---------- Information shown

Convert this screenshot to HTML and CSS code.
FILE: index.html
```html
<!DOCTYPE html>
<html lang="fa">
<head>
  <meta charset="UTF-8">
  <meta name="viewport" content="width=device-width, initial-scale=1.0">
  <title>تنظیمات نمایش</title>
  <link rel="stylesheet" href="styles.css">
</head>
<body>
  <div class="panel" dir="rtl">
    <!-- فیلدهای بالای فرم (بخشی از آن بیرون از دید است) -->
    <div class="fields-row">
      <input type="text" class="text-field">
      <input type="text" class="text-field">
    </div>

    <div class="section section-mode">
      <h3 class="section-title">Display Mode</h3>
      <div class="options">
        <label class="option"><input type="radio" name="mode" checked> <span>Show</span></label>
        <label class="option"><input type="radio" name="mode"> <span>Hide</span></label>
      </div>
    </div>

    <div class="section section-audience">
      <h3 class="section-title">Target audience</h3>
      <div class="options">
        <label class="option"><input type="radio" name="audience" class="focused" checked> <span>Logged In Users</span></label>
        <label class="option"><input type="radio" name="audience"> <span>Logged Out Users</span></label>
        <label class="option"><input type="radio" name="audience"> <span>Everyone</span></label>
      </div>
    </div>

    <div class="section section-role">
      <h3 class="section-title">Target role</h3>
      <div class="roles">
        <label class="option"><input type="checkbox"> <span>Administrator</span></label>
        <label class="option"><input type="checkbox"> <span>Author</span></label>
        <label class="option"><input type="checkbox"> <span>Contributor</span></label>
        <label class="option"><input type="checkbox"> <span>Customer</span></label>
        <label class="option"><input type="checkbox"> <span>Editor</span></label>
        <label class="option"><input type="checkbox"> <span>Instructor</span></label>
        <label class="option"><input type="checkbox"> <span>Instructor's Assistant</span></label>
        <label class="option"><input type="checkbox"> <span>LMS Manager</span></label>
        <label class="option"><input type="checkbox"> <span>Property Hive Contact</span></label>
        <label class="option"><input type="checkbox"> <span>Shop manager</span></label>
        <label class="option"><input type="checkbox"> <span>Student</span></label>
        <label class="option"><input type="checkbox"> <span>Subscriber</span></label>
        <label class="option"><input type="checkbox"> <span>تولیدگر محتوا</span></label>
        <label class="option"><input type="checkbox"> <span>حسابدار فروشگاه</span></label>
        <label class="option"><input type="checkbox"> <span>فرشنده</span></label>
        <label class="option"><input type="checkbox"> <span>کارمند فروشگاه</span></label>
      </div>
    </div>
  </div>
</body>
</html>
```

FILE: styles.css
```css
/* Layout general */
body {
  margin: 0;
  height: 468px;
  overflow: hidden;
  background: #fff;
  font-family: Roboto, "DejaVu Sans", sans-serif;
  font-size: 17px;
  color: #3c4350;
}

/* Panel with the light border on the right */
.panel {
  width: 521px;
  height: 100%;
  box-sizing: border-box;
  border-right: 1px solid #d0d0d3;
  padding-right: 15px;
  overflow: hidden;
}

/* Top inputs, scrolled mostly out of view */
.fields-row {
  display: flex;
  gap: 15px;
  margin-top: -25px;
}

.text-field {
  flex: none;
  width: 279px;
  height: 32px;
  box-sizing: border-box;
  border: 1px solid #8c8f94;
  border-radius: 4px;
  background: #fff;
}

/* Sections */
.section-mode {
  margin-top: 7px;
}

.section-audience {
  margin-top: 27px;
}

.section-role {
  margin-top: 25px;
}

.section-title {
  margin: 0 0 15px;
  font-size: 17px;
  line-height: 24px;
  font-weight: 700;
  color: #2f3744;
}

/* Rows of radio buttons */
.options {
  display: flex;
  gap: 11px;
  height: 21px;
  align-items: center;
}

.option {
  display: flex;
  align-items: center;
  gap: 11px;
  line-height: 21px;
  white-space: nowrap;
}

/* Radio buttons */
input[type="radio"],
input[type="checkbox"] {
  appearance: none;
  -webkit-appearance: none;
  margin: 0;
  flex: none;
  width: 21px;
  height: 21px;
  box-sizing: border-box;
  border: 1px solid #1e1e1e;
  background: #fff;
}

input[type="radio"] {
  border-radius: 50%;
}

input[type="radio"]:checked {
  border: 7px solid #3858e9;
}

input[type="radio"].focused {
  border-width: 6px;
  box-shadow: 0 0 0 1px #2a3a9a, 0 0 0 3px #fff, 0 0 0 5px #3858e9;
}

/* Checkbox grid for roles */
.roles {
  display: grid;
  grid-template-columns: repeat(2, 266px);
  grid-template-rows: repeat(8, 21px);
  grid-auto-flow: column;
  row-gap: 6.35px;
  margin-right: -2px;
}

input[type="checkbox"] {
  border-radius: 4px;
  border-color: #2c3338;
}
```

--------------------

§ Task to carry out: Return each line of the data exactly as written above.

§ Result below:
Convert this screenshot to HTML and CSS code.
FILE: index.html
```html
<!DOCTYPE html>
<html lang="fa">
<head>
  <meta charset="UTF-8">
  <meta name="viewport" content="width=device-width, initial-scale=1.0">
  <title>تنظیمات نمایش</title>
  <link rel="stylesheet" href="styles.css">
</head>
<body>
  <div class="panel" dir="rtl">
    <!-- فیلدهای بالای فرم (بخشی از آن بیرون از دید است) -->
    <div class="fields-row">
      <input type="text" class="text-field">
      <input type="text" class="text-field">
    </div>

    <div class="section section-mode">
      <h3 class="section-title">Display Mode</h3>
      <div class="options">
        <label class="option"><input type="radio" name="mode" checked> <span>Show</span></label>
        <label class="option"><input type="radio" name="mode"> <span>Hide</span></label>
      </div>
    </div>

    <div class="section section-audience">
      <h3 class="section-title">Target audience</h3>
      <div class="options">
        <label class="option"><input type="radio" name="audience" class="focused" checked> <span>Logged In Users</span></label>
        <label class="option"><input type="radio" name="audience"> <span>Logged Out Users</span></label>
        <label class="option"><input type="radio" name="audience"> <span>Everyone</span></label>
      </div>
    </div>

    <div class="section section-role">
      <h3 class="section-title">Target role</h3>
      <div class="roles">
        <label class="option"><input type="checkbox"> <span>Administrator</span></label>
        <label class="option"><input type="checkbox"> <span>Author</span></label>
        <label class="option"><input type="checkbox"> <span>Contributor</span></label>
        <label class="option"><input type="checkbox"> <span>Customer</span></label>
        <label class="option"><input type="checkbox"> <span>Editor</span></label>
        <label class="option"><input type="checkbox"> <span>Instructor</span></label>
        <label class="option"><input type="checkbox"> <span>Instructor's Assistant</span></label>
        <label class="option"><input type="checkbox"> <span>LMS Manager</span></label>
        <label class="option"><input type="checkbox"> <span>Property Hive Contact</span></label>
        <label class="option"><input type="checkbox"> <span>Shop manager</span></label>
        <label class="option"><input type="checkbox"> <span>Student</span></label>
        <label class="option"><input type="checkbox"> <span>Subscriber</span></label>
        <label class="option"><input type="checkbox"> <span>تولیدگر محتوا</span></label>
        <label class="option"><input type="checkbox"> <span>حسابدار فروشگاه</span></label>
        <label class="option"><input type="checkbox"> <span>فرشنده</span></label>
        <label class="option"><input type="checkbox"> <span>کارمند فروشگاه</span></label>
      </div>
    </div>
  </div>
</body>
</html>
```

FILE: styles.css
```css
/* Layout general */
body {
  margin: 0;
  height: 468px;
  overflow: hidden;
  background: #fff;
  font-family: Roboto, "DejaVu Sans", sans-serif;
  font-size: 17px;
  color: #3c4350;
}

/* Panel with the light border on the right */
.panel {
  width: 521px;
  height: 100%;
  box-sizing: border-box;
  border-right: 1px solid #d0d0d3;
  padding-right: 15px;
  overflow: hidden;
}

/* Top inputs, scrolled mostly out of view */
.fields-row {
  display: flex;
  gap: 15px;
  margin-top: -25px;
}

.text-field {
  flex: none;
  width: 279px;
  height: 32px;
  box-sizing: border-box;
  border: 1px solid #8c8f94;
  border-radius: 4px;
  background: #fff;
}

/* Sections */
.section-mode {
  margin-top: 7px;
}

.section-audience {
  margin-top: 27px;
}

.section-role {
  margin-top: 25px;
}

.section-title {
  margin: 0 0 15px;
  font-size: 17px;
  line-height: 24px;
  font-weight: 700;
  color: #2f3744;
}

/* Rows of radio buttons */
.options {
  display: flex;
  gap: 11px;
  height: 21px;
  align-items: center;
}

.option {
  display: flex;
  align-items: center;
  gap: 11px;
  line-height: 21px;
  white-space: nowrap;
}

/* Radio buttons */
input[type="radio"],
input[type="checkbox"] {
  appearance: none;
  -webkit-appearance: none;
  margin: 0;
  flex: none;
  width: 21px;
  height: 21px;
  box-sizing: border-box;
  border: 1px solid #1e1e1e;
  background: #fff;
}

input[type="radio"] {
  border-radius: 50%;
}

input[type="radio"]:checked {
  border: 7px solid #3858e9;
}

input[type="radio"].focused {
  border-width: 6px;
  box-shadow: 0 0 0 1px #2a3a9a, 0 0 0 3px #fff, 0 0 0 5px #3858e9;
}

/* Checkbox grid for roles */
.roles {
  display: grid;
  grid-template-columns: repeat(2, 266px);
  grid-template-rows: repeat(8, 21px);
  grid-auto-flow: column;
  row-gap: 6.35px;
  margin-right: -2px;
}

input[type="checkbox"] {
  border-radius: 4px;
  border-color: #2c3338;
}
```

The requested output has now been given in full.